Driving into the Q Center near St Charles, Illinois, feels like entering a small liberal-arts college in remote countryside.
Although it is only about 40 miles west of downtown Chicago, the surrounding area is dotted with red barns and village stores. The centre itself - home to Accenture's "Strategy College" - is set in lush and peaceful grounds. Students clutching laptop bags sit on the grass, enjoying a sunny spring day.
If the atmosphere outside is soporific, inside it is focused and driven. In a meeting room, Matthew Wudy, an Accenture employee, is locked in a meeting with Chuck Hempfling, the regional vice-president for LCC, a US telecommunications company.
LCC is looking to integrate the disparate systems used by outsourced workers and has brought in the management consultants to help. Mr Hempfling seems convinced by the plan Mr Wudy presents him, but says he wants more details. Mr Wudy assures him he will come back with firm figures that can be put to LCC's steering committee.
After the two shake hands, Mr Hempfling indicates that Mr Wudy should stay, and ushers forward three other Accenture employees to give group feedback.
Although the meeting has been a training session, Mr Hempfling - a 32-year veteran of the telecoms industry - explains later that the situation is highly realistic.
"I basically play myself," he says. "I react to them as I would in a meeting in the real business world. We're not following a script."

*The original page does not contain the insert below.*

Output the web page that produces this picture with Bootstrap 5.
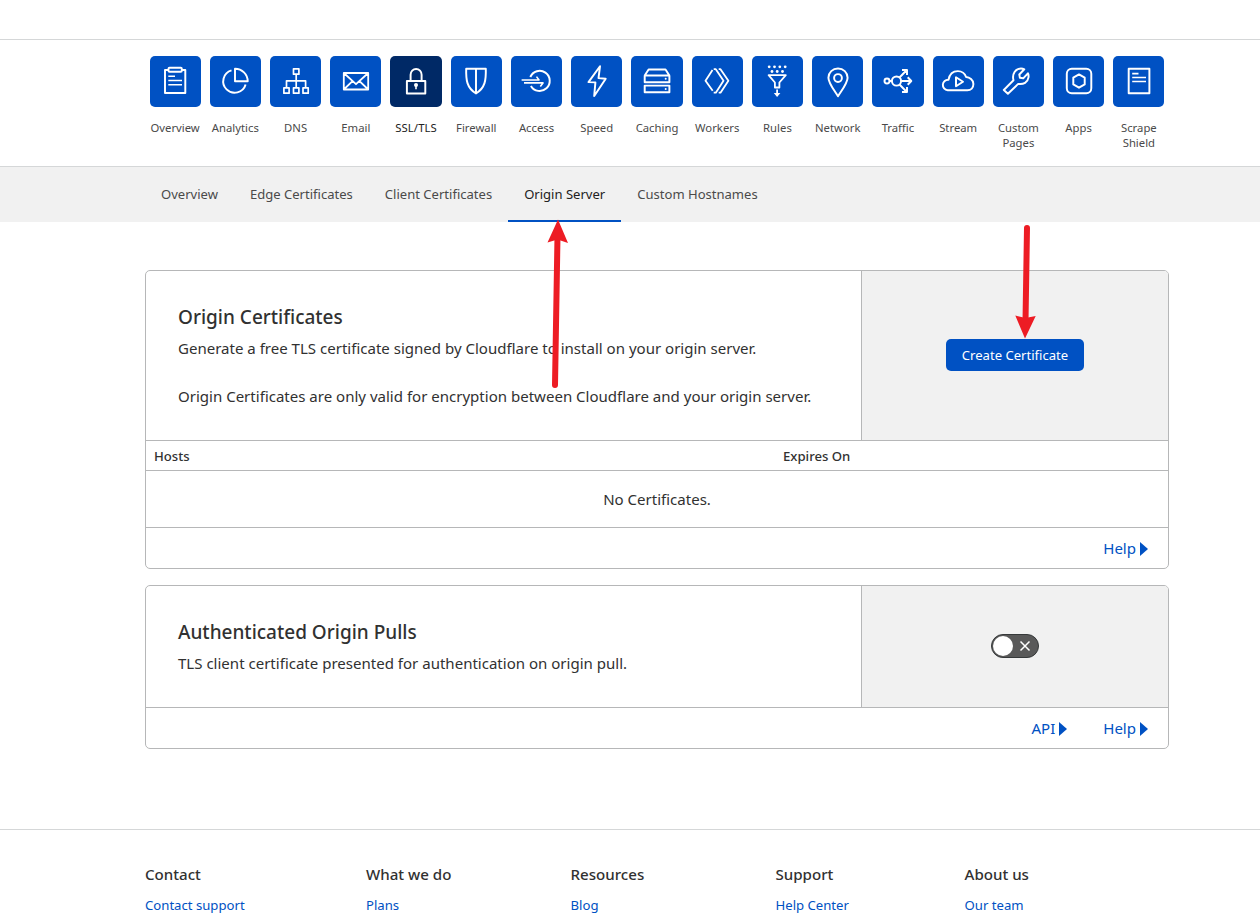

Accenture's use of real-life clients to role-play has drawn widespread praise. Unlike most training programmes, which depend on actors or training professionals, the management consultancy insists that to make such exercises as realistic as possible demands that the "customer" has business experience. The company flies in clients, former clients and other industry experts from all over the world to St Charles to participate in sessions. The result is that its training is much more respected in the field, says Mr Hempfling.
This is part of the approach that has given the facility its reputation as a role-model for training programmes. For the past 38 years it has served as Accenture's "corporate university", drawing employees from all over the world to be trained in the consultancy's methodology and practices.
Don Vanthournout, Accenture's chief learning officer, says the company's vision of a unified way of doing business across the world makes a single institution critical. St Charles throws together employees from different countries and gives them a chance to meet, learn and work with each other. "We're a global company, not an international company," he says. "We teach the Accenture way to do things. The result is that if you take analysts from anywhere in the world, they can come together and act co-operatively."
Although Accenture also operates training facilities in Kuala Lumpur and Milton Keynes, St Charles is by far the most important, offering about 160,000 days of staff training a year - more than 75 per cent of all the training the company lays on. All employees pass through the strategy college: at every stage of promotion - about every two or four years - they attend a week-long course. Typically 500-1,000 students and up to 75 instructors are at St Charles at any one time.
That gives the institution a tradition enjoyed by few training locations. "St Charles is special because of the history," says Mr Vanthournout. "We have a lot of people who've been with Accenture for 25 or 30 years and we all came to school here."
Just as Accenture insists on bringing in people with real business experience to act in simulations, the faculty at St Charles are all Accenture consultants who take a break from their work to teach. Most fly in to teach one week-long course.
Deirdre Mondel, a senior manager based in Sydney who has been working for Accenture for 14 years, enjoys being on the faculty so much that she has taken an extended break from her office to spend a few months at St Charles.
"I learn more from teaching others than when I'm being taught," she says. "And it gives me a real sense of accomplishment - it's a wrench to day goodbye to the students at the end."
Mr Vanthournout stresses that attending is not a holiday from work. "It's not just a week of vacation, or just sitting through lectures. It's very hands-on."
Classes run from 8am to 6pm, most of which is spent working in small groups within a classroom. Students are taught Accenture's proprietary methods, then split into teams to come up with "deliverables" that demonstrate the application of what they have been taught. They then get feedback from their fellow students as well as their instructors.
Flying in employees and clients from all over the world does not come cheap: Accenture budgets about $800m a year for training, which Mr Vanthournout says makes St Charles central to the company's business model. "We don't have a world headquarters. This is the heart and home of the Accenture culture."